Covid-19 Update pdf icon PDF 1 MB

Mark Adams, Director of Public Heath (South Tees) will be in attendance to provide an update on COVID-19 and the local Public Health / NHS response.


The Public Health Intelligence Specialist provided the Panel with an update on the ongoing Covid-19 situation for the week beginning 29th October 2021. The Panel heard Covid-19 infection rates continued to fall in Middlesbrough albeit slowly. In terms of case numbers the average was 90 in the week of 24th October, however this did represent a gradual increase since the start of October. In terms of rates per 100,000 this stood at 439 which was a continuing decrease from its peak on 24th October.


Demographically, there was a slight increase in Covid-19 rates within the 40-59 age group (16%) while there were decreases across all other age ranges.


The Panel was advised that not all school cases were being sent to the Public Health team, with the data gap likely being due to half term.  From the available data Covid-19 rates in schools stood at 428 cases, with Middlesbrough ranked 56th in the league tables. This was not a significant change on the previous week.


On a Ward basis the highest number of cases was Park, however when cases per population were considered Stainton and Thornton had the highest number of cases. However, it was important to note cases were spread evenly across all age ranges and were not high in their own right. South Tees Trust had 76 in-patients which was an increase from 66 the previous week. The NHS continued to be stressed.


With regard to vaccination rates Middlesbrough; the town stood at 105th in the league tables for people receiving both a first and second doses. There remained just over 4,000 people within the over 50 age range that had not received the vaccine.

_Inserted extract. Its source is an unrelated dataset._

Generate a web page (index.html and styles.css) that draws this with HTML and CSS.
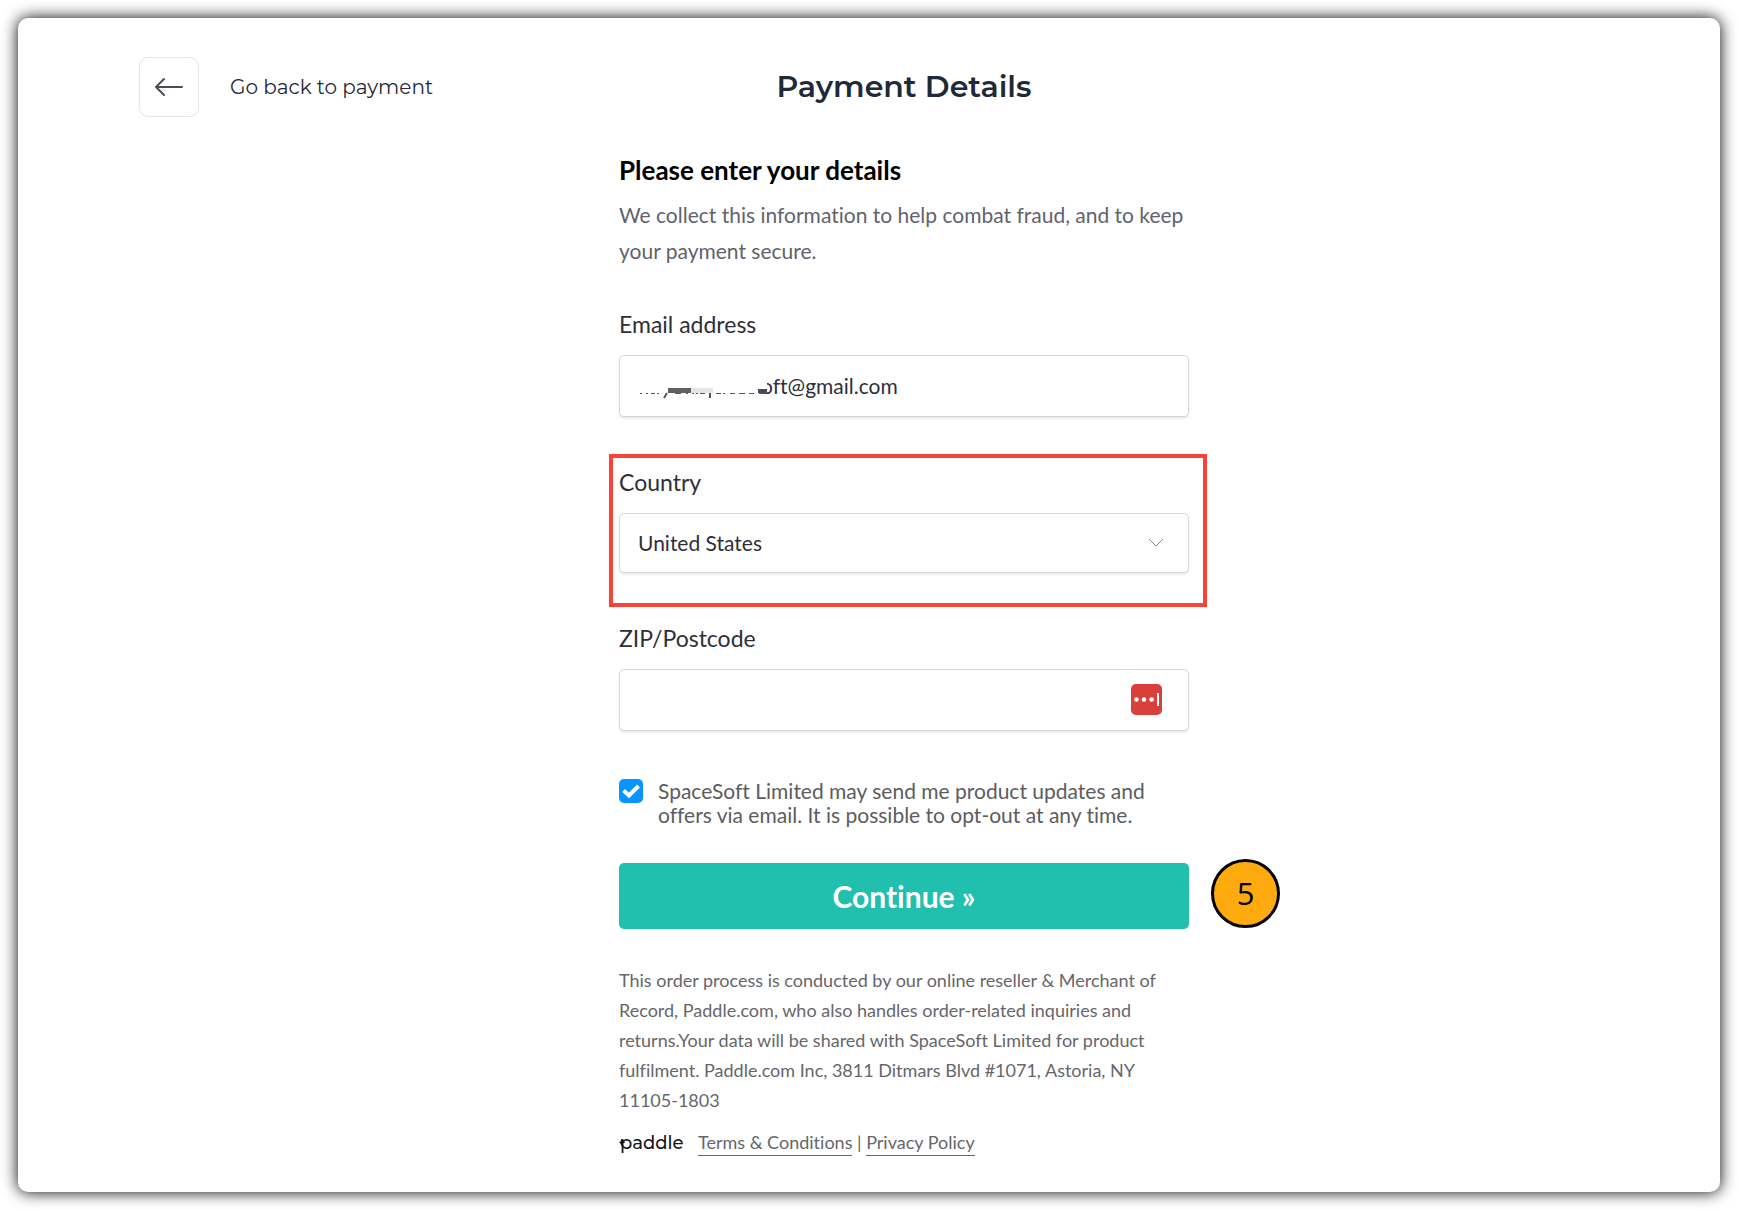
FILE: index.html
```html
<!DOCTYPE html>
<html lang="en">

<head>
  <title>Payment Details</title>
  <meta charset="utf-8" />
  <link rel="stylesheet" href="styles.css">
</head>

<body>
  <div class="card">

    <header class="top">
      <a class="back" href="#">
        <span class="back-icon">
          <svg width="30" height="20" viewBox="0 0 30 20" fill="none" stroke="#4b4b5a" stroke-width="2" stroke-linecap="round" stroke-linejoin="round">
            <path d="M28 10H2M10 2L2 10L10 18" />
          </svg>
        </span>
        <span>Go back to payment</span>
      </a>
      <h1>Payment Details</h1>
    </header>

    <main class="checkout">
      <h2>Please enter your details</h2>
      <p class="intro">We collect this information to help combat fraud, and to keep your payment secure.</p>

      <form>
        <div class="field">
          <label for="email">Email address</label>
          <div class="control">
            <input class="email" id="email" type="text" value="oft@gmail.com">
            <!-- hidden part of the address -->
            <svg class="mask" width="136" height="24" viewBox="0 0 136 24">
              <path fill="#fff" d="M0 0h129v17H0z" />
              <path fill="#5f6060" d="M30 12h23v5H30z" />
              <path fill="#e4e4e4" d="M53 12h22v5H53z" />
              <path fill="#4a4a58" d="M120 13h9v4h-9z" />
              <path stroke="#55555f" stroke-width="1" d="M2 17.5h2M8 17.5h2M13 17.5h4M19 17.5h2M37 17.5h6M48 17.5h2M54 17.5h2M58 17.5h2M62 17.5h5M78 17.5h5M85 17.5h2M92 17.5h5M101 17.5h6M111 17.5h5M121 17.5h7" />
              <path stroke="#55555f" stroke-width="2" fill="none" d="M29 17L26 22M72 17V22" />
            </svg>
          </div>
        </div>

        <div class="field highlight">
          <label for="country">Country</label>
          <div class="control">
            <select id="country">
              <option>United States</option>
            </select>
            <svg class="chevron" width="16" height="10" viewBox="0 0 16 10" fill="none" stroke="#8c8c94" stroke-width="1">
              <path d="M1 1L8 8L15 1" />
            </svg>
          </div>
        </div>

        <div class="field">
          <label for="zip">ZIP/Postcode</label>
          <div class="control">
            <input id="zip" type="text">
            <svg class="fill-icon" width="31" height="31" viewBox="0 0 31 31">
              <rect width="31" height="31" rx="5" fill="#d93f3b" />
              <g fill="#fff">
                <circle cx="5.5" cy="15.5" r="2.3" />
                <circle cx="13" cy="15.5" r="2.3" />
                <circle cx="20.6" cy="15.5" r="2.3" />
                <rect x="26" y="9" width="2" height="13" />
              </g>
            </svg>
          </div>
        </div>

        <div class="optin">
          <div class="tick">
            <input id="optin" type="checkbox" checked>
            <svg width="24" height="24" viewBox="0 0 24 24" fill="none" stroke="#fff" stroke-width="4">
              <path d="M4.500 11.500L10 16.500L19.500 7" />
            </svg>
          </div>
          <label for="optin">SpaceSoft Limited may send me product updates and offers via email. It is possible to opt-out at any time.</label>
        </div>

        <div class="submit">
          <button type="submit">Continue »</button>
          <span class="step">5</span>
        </div>
      </form>

      <p class="legal">This order process is conducted by our online reseller &amp; Merchant of Record, Paddle.com, who also handles order-related inquiries and returns.Your data will be shared with SpaceSoft Limited for product fulfilment. Paddle.com Inc, 3811 Ditmars Blvd #1071, Astoria, NY 11105-1803</p>

      <footer>
        <svg class="logo" width="65" height="28" viewBox="0 0 65 28">
          <text x="1" y="21">paddle</text>
          <path d="M2.500 10.500L3.500 13.500L6.500 14.500L3.500 15.500L2.500 18.500L1.500 15.500L0 14.500L1.500 13.500z" fill="#16161d" />
        </svg>
        <div class="links"><a href="#">Terms &amp; Conditions</a> | <a href="#">Privacy Policy</a></div>
      </footer>
    </main>

  </div>
</body>
</html>
```
FILE: styles.css
```css
* {
  box-sizing: border-box;
  margin: 0;
  padding: 0;
}

body {
  background: #fff;
  color: #2f2f3a;
  font-family: Lato, "Liberation Sans", sans-serif;
  font-variant-ligatures: none;
}

.card {
  margin: 18px;
  padding: 39px 51px 35px 121px;
  background: #fff;
  border-radius: 10px;
  box-shadow: 0 0 16px #000;
}

/* header */
.top {
  display: grid;
  grid-template-columns: 1fr auto 1fr;
  align-items: center;
  margin-bottom: 37px;
  font-family: Montserrat, Inter, sans-serif;
  color: #1f2937;
}

.top h1 {
  font-size: 30px;
  font-weight: 600;
  line-height: 40px;
}

.back {
  display: flex;
  align-items: center;
  gap: 31px;
  color: inherit;
  font-size: 20px;
  text-decoration: none;
}

.back-icon {
  display: flex;
  align-items: center;
  justify-content: center;
  width: 60px;
  height: 60px;
  border: 1px solid #e5e5ea;
  border-radius: 9px;
}

/* form column */
.checkout {
  max-width: 570px;
  margin: 0 auto;
}

.checkout h2 {
  margin-bottom: 11px;
  font-size: 26px;
  line-height: 32px;
  color: #000;
}

.intro {
  margin-bottom: 40px;
  font-size: 21px;
  line-height: 36px;
  color: #62626e;
}

.field {
  position: relative;
  margin-bottom: 50px;
}

.field label {
  display: block;
  margin-bottom: 16px;
  font-size: 23px;
  line-height: 30px;
}

.control {
  position: relative;
}

.control input,
.control select {
  display: block;
  width: 100%;
  height: 62px;
  padding: 0 18px 2px;
  border: 1px solid #d6d6d9;
  border-radius: 5px;
  background: #fff;
  box-shadow: 0 2px 2px rgba(0, 0, 0, 0.08);
  color: inherit;
  font-family: inherit;
  font-size: 21px;
  font-variant-ligatures: inherit;
  appearance: none;
}

.control select {
  height: 60px;
}

.control .email {
  padding-left: 141px;
}

.mask {
  position: absolute;
  top: 21px;
  left: 19px;
}

.chevron {
  position: absolute;
  top: 25px;
  right: 25px;
}

.fill-icon {
  position: absolute;
  top: 15px;
  right: 27px;
}

.highlight::after {
  content: "";
  position: absolute;
  top: -13px;
  right: -18px;
  bottom: -34px;
  left: -10px;
  border: 4px solid #fa4338;
  pointer-events: none;
}

.optin {
  display: flex;
  gap: 15px;
  margin-top: -2px;
  margin-bottom: 36px;
  font-size: 21px;
  line-height: 24px;
  color: #5c5c61;
}

.tick {
  position: relative;
  flex: none;
  width: 24px;
  height: 24px;
}

.tick input {
  display: block;
  width: 24px;
  height: 24px;
  border-radius: 5px;
  background: #0994ff;
  appearance: none;
}

.tick svg {
  position: absolute;
  top: 0;
  left: 0;
  pointer-events: none;
}

.submit {
  position: relative;
  margin-bottom: 36px;
}

.submit button {
  display: block;
  width: 100%;
  height: 66px;
  border: 0;
  border-radius: 5px;
  background: #21bfae;
  color: #fff;
  font-family: inherit;
  font-size: 30px;
  font-weight: bold;
  font-variant-ligatures: inherit;
}

.step {
  position: absolute;
  top: -4px;
  left: calc(100% + 22px);
  width: 69px;
  height: 69px;
  border: 3px solid #000;
  border-radius: 50%;
  background: #ffab0f;
  color: #000;
  font: 31px/63px "Open Sans", sans-serif;
  text-align: center;
}

.legal {
  margin-bottom: 12px;
  font-size: 18px;
  line-height: 30px;
  color: #66666b;
}

footer {
  display: flex;
  align-items: center;
  gap: 14px;
  font-size: 18px;
  line-height: 30px;
  color: #66666b;
}

.logo text {
  font: 500 18px Montserrat, Inter, sans-serif;
  fill: #16161d;
}

.links a {
  padding-bottom: 2px;
  border-bottom: 1px solid #66666b;
  color: inherit;
  text-decoration: none;
}
```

Information about vaccine take up in schools was yet available. However, children were now able to book appointments through the National Booking System meaning children did not have to wait for schools to administer vaccines, subject to appropriate consent.


The Chair expressed concerns about some discrepancies between data sets and it was acknowledged that this was a reality of how the data was compiled and presented by different organisations. 

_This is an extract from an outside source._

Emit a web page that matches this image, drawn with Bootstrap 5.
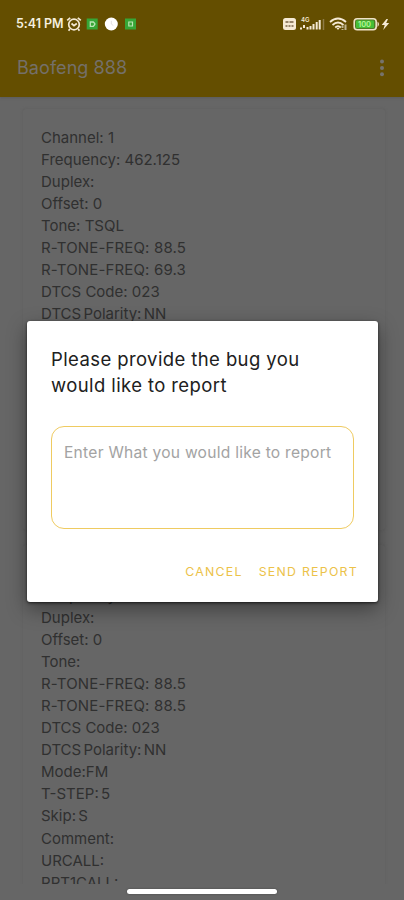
<!DOCTYPE html>
<html lang="en">
<head>
<meta charset="utf-8">
<meta name="viewport" content="width=device-width, initial-scale=1">
<title>Baofeng 888</title>
<link href="https://cdn.jsdelivr.net/npm/bootstrap@5.3.0/dist/css/bootstrap.min.css" rel="stylesheet">
<style>
body{font-family:Inter,Roboto,sans-serif;background:#666}
.screen{width:404px;height:900px;background:#666}
.appbar{height:97px;background:#644e00;box-shadow:0 1px 2px #5558}
.status{height:48px;padding:0 13px 0 16px;color:#f5efdf}
.clock{font-size:12.5px;font-weight:600;letter-spacing:-.05px;width:50px;line-height:16px}
.app-title{font-size:18px;line-height:24px;letter-spacing:.07px;color:#74706a}
.titlebar{height:40px;padding:0 19px 0 17px}
.feed{height:787px;padding:11.6px 19px 0 23px}
.channel{height:421px;margin-bottom:15px;padding:18px 18px 0;background:#666;border-radius:3px;box-shadow:0 0 3px #5f5f5f;font-size:15px;line-height:22.08px;color:#303030;white-space:nowrap}
.tone{letter-spacing:.16px}
.tight{word-spacing:-2px}
.home{width:150px;height:5px;margin-top:5px;background:#fff;box-shadow:0 0 2px #444}
.shade{left:27px;top:321px;width:351px;height:281px;padding:25px 24px 0;background:#fff;border-radius:3px;box-shadow:0 7px 20px #0006,0 1px 3px #000a;z-index:2}
.ask{font-size:18.5px;line-height:26px;letter-spacing:.4px;color:#202020;white-space:nowrap}
.report{height:103px;margin-top:28px;padding:13px 12px;border:1.5px solid #efcb61;border-radius:13px;font-size:15.6px;letter-spacing:.25px;line-height:25px;resize:none;background:#fff}
.report::placeholder{color:#a3a3a3;opacity:1}
.actions{margin:33px -4px 0 0;gap:16px}
.act{padding:0;border:0;border-radius:0;font-size:12.3px;line-height:20px;letter-spacing:1.28px;color:#ecc249;font-weight:400;white-space:nowrap}
svg{display:block;flex:none}
</style>
</head>
<body>
<div class="screen position-relative overflow-hidden mx-auto">
  <header class="appbar position-relative">
    <div class="status d-flex align-items-center justify-content-between">
      <div class="d-flex align-items-center">
        <span class="clock text-nowrap">5:41 PM</span>
        <svg width="16" height="16" viewBox="0 0 16 16" fill="none" stroke="#f5ead5" stroke-width="1.7"><circle cx="8" cy="8.5" r="5.3"/><path d="M1.2 4.400 4.200 1.800M11.800 1.800l3 2.600M3.800 13l-1.200 1.700M12.200 13l1.200 1.700M5.500 7.500 8 9.600l2.800-2.100"/></svg>
        <svg class="ms-1" width="14" height="14" viewBox="0 0 14 14"><path fill="#37a637" d="M.7 1.500h11v11H.7z"/><path d="M4.300 5h3l1.500 1.500v1L7.300 9.300h-3z" fill="none" stroke="#bce6b5" stroke-width="1.300"/></svg>
        <svg class="ms-1" width="16" height="16" viewBox="0 0 16 16"><circle cx="7.300" cy="8" r="6.500" fill="#fff"/><path d="M7.300 4.800V8l2 1.500" fill="none" stroke="#e3dfe2"/></svg>
        <svg class="ms-1" width="14" height="14" viewBox="0 0 14 14"><path fill="#37a637" d="M1 1.500h11v11H1z"/><path d="M4.800 5h3.700v4H4.800z" fill="none" stroke="#bce6b5" stroke-width="1.200"/></svg>
      </div>
      <svg width="110" height="18" viewBox="0 0 110 18">
        <rect x="2" y="3" width="13" height="12" rx="2.500" fill="#f5ead5"/>
        <path d="M4.500 7h3m1 0h4M4.500 11h2m1 0h2m1 0h2" stroke="#766147" stroke-width="1.700"/>
        <text x="20" y="6.500" font-size="6" font-weight="600" fill="#f5ead5">4G</text>
        <path d="M20 14.500v-2M23 13v-3M26.500 14.500v-2.500M29.500 14.500v-3.500M32.500 14.500v-5.500M35.700 14.500V7M38.700 14.500V5" stroke="#f5ead5" stroke-width="2"/>
        <path d="M42.500 15V4" stroke="#8d7b46" stroke-width="1.500"/>
        <path d="M49 7q8-7 16 0M51.500 10q5.500-5 11 0M54.200 12.500q2.800-2.500 5.600 0" fill="none" stroke="#f5ead5" stroke-width="1.800"/><path d="m55.500 13 1.500 2 1.500-2z" fill="#f5ead5"/>
        <path d="M61.500 13v-2.500M61.500 15v-1m3-4.500V15" stroke="#bdb28d" stroke-width="2"/>
        <rect x="73.200" y="3.700" width="22" height="11" rx="3" fill="#4e7b24" stroke="#efe2c8" stroke-width="1.600"/><rect x="75" y="5.500" width="18" height="7.500" rx="1" fill="#45bf35"/>
        <path d="M96.500 6.500q3 2.700 0 5.500z" fill="#efe2c8"/>
        <text x="77" y="12" font-size="7.500" font-weight="600" fill="#b9f29c">100</text>
        <path d="m105.500 4-4.800 6h3l-1.500 5 6-7h-3l1.800-4z" fill="#f5ead5"/>
      </svg>
    </div>
    <div class="titlebar d-flex align-items-center justify-content-between">
      <span class="app-title">Baofeng 888</span>
      <svg width="6" height="20" viewBox="0 0 6 20" fill="#76736c"><circle cx="3" cy="3.500" r="2"/><circle cx="3" cy="10" r="2"/><circle cx="3" cy="16.200" r="2"/></svg>
    </div>
  </header>

  <main class="feed overflow-hidden">
    <div class="channel">
      <div>Channel: 1</div><div>Frequency: 462.125</div><div>Duplex:</div><div>Offset: 0</div><div>Tone: TSQL</div>
      <div class="tone">R-TONE-FREQ: 88.5</div><div class="tone">R-TONE-FREQ: 69.3</div><div>DTCS Code: 023</div><div class="tight">DTCS Polarity: NN</div>
    </div>
    <div class="channel">
      <div>Channel: 2</div><div>Frequency: 462.225</div><div>Duplex:</div><div>Offset: 0</div><div>Tone:</div>
      <div class="tone">R-TONE-FREQ: 88.5</div><div class="tone">R-TONE-FREQ: 88.5</div><div>DTCS Code: 023</div><div class="tight">DTCS Polarity: NN</div>
      <div>Mode:FM</div><div class="tight">T-STEP: 5</div><div class="tight">Skip: S</div><div>Comment:</div><div>URCALL:</div><div>RPT1CALL:</div>
    </div>
  </main>
  <div class="home rounded-pill mx-auto"></div>

  <section class="shade position-absolute" role="dialog" aria-labelledby="ask">
    <h1 class="ask fw-normal mb-0" id="ask">Please provide the bug you<br>would like to report</h1>
    <textarea class="report form-control overflow-hidden" placeholder="Enter What you would like to report"></textarea>
    <div class="actions d-flex justify-content-end">
      <button class="act btn" type="button">CANCEL</button>
      <button class="act btn" type="button">SEND REPORT</button>
    </div>
  </section>
</div>
<script src="https://cdn.jsdelivr.net/npm/bootstrap@5.3.0/dist/js/bootstrap.bundle.min.js"></script>
</body>
</html>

A Member commented that Covid-19 vaccination rates were reflective of exiting health inequalities in the town and that there was a need for education on this subject.


A Member commented that lessons needed to be learned from vaccine initiatives such as the Miranda Bus, as many people in the town centre found it difficult to get to the Riverside Stadium and other vaccination centres. 


A discussion took place about the availability of the vaccination booster and how in some cases this was available in local pharmacies.


Members expressed concern that the winter period could result in an increase of Covid-19 cases and that people should be remain cautious.




Chair's OSB Update


The Chair updated the Panel with an update from the last meeting of OSB held on 20th October. The Chair informed the Panel that the Executive Member for Regeneration was in attendance and provided the Board with an update on his aims and aspirations, as well as progress relating to his portfolio. These included the improvement of eyesore sites and getting more people into the town centre.  Several regeneration initiatives were taking place across the town including converting Captain Cook Square into an entertainment complex and the continued development of Middlehaven.


The Chief Executive was also in attendance and provided the Board with an update on the Council’s ongoing response to Covid-19. The Board was also advised that LMT was examining several strategic priorities including poverty and social isolation as well as staff reoccupation and the move to Fountain Court. The Board were also made aware that the Chief Executive’s staff briefings had been well received.


The Board approved the final report of the Culture and Communities Scrutiny Panel which examined cultural event delivery which would be considered by Executive.


The Council’s latest budgetary and performance information was also presented to the Board.


Finally, the availability of scrutiny chairs training was highlighted to the Board and its importance was stressed with all scrutiny chairs strongly encouraged to attend.




Any other urgent items which in the opinion of the Chair, may be considered.